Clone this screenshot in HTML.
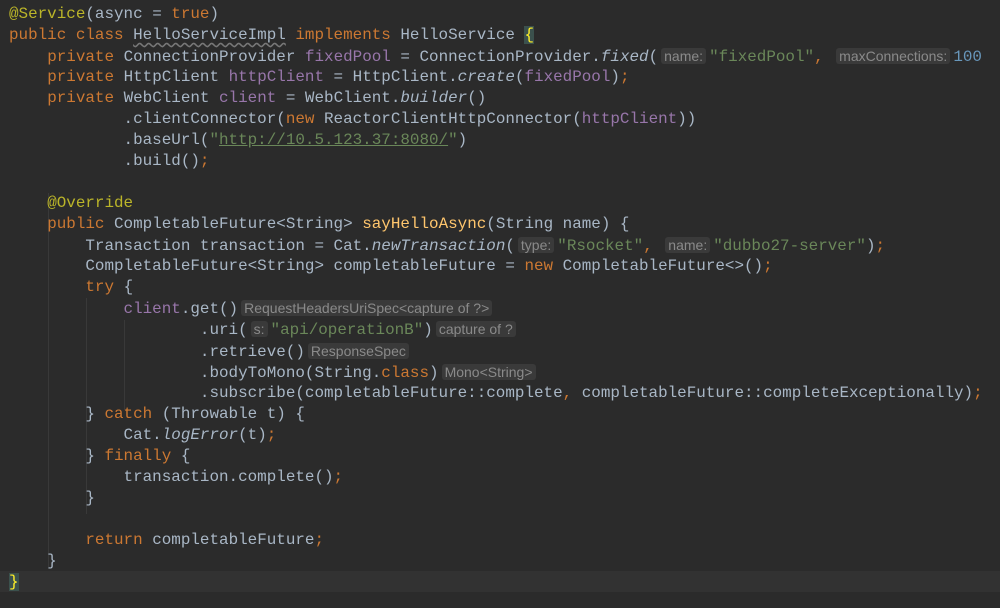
---
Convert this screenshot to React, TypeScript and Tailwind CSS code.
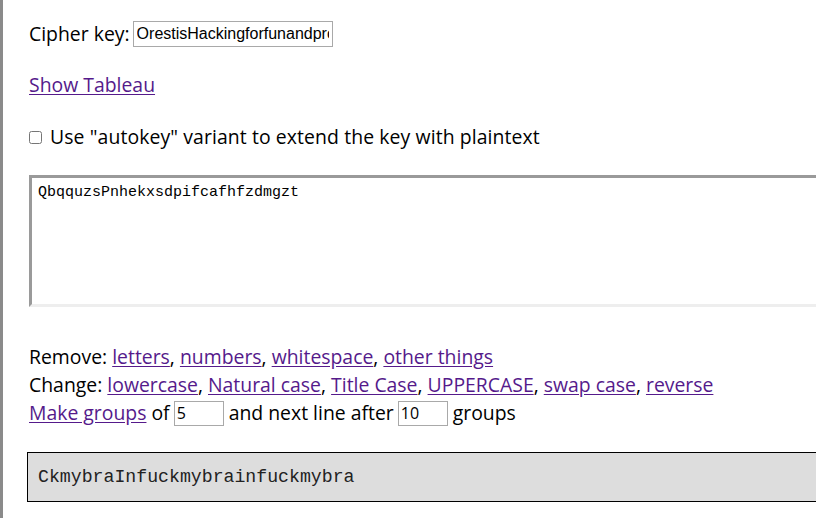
---
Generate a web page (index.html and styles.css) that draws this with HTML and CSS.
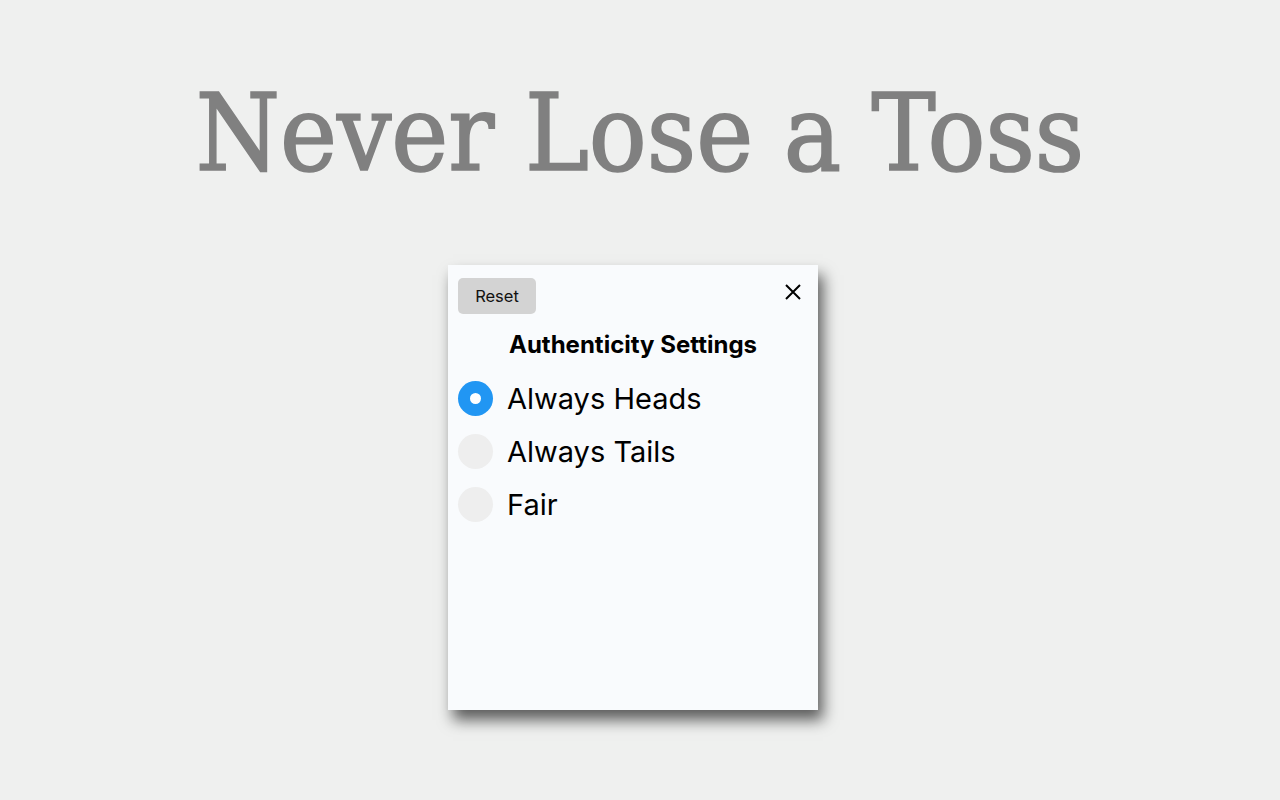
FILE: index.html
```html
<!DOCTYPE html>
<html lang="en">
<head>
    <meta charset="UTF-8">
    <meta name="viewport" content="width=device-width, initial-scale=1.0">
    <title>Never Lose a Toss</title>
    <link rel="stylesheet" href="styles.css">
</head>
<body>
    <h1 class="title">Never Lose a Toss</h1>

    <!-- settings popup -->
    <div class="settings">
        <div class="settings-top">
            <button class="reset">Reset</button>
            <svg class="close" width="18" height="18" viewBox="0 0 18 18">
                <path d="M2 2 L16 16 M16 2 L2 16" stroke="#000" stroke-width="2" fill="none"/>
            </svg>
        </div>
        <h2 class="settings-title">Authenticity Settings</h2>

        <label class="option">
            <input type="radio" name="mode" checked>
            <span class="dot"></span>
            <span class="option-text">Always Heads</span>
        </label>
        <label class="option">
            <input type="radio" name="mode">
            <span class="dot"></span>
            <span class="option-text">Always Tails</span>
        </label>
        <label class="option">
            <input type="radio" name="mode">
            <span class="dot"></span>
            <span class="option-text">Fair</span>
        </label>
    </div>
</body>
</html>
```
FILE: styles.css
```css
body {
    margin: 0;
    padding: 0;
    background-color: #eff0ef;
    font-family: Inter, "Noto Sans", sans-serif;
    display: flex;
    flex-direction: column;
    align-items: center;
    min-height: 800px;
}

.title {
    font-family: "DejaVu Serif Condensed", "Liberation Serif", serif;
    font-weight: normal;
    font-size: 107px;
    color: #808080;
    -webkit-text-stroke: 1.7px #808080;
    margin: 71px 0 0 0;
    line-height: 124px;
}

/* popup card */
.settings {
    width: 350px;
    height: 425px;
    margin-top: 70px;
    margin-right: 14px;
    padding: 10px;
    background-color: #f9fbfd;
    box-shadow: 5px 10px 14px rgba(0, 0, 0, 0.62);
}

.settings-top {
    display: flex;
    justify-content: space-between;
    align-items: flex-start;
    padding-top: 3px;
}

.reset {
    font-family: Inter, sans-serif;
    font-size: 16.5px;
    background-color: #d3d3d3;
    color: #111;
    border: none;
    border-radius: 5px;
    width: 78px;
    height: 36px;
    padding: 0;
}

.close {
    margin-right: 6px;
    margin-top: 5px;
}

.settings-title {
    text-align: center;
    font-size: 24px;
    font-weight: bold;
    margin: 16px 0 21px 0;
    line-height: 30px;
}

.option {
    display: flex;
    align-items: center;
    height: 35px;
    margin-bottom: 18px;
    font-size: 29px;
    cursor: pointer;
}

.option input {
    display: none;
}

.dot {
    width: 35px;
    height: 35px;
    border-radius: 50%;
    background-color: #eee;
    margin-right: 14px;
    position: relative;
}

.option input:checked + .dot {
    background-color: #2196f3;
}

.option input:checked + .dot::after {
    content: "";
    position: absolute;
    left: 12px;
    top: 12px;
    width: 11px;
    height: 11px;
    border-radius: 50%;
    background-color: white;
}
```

• GIVEN TASK:
Find the lines with the string "styles" and reproduce them.

• EXERCISE RESULT:
Generate a web page (index.html and styles.css) that draws this with HTML and CSS.
    <link rel="stylesheet" href="styles.css">
FILE: styles.css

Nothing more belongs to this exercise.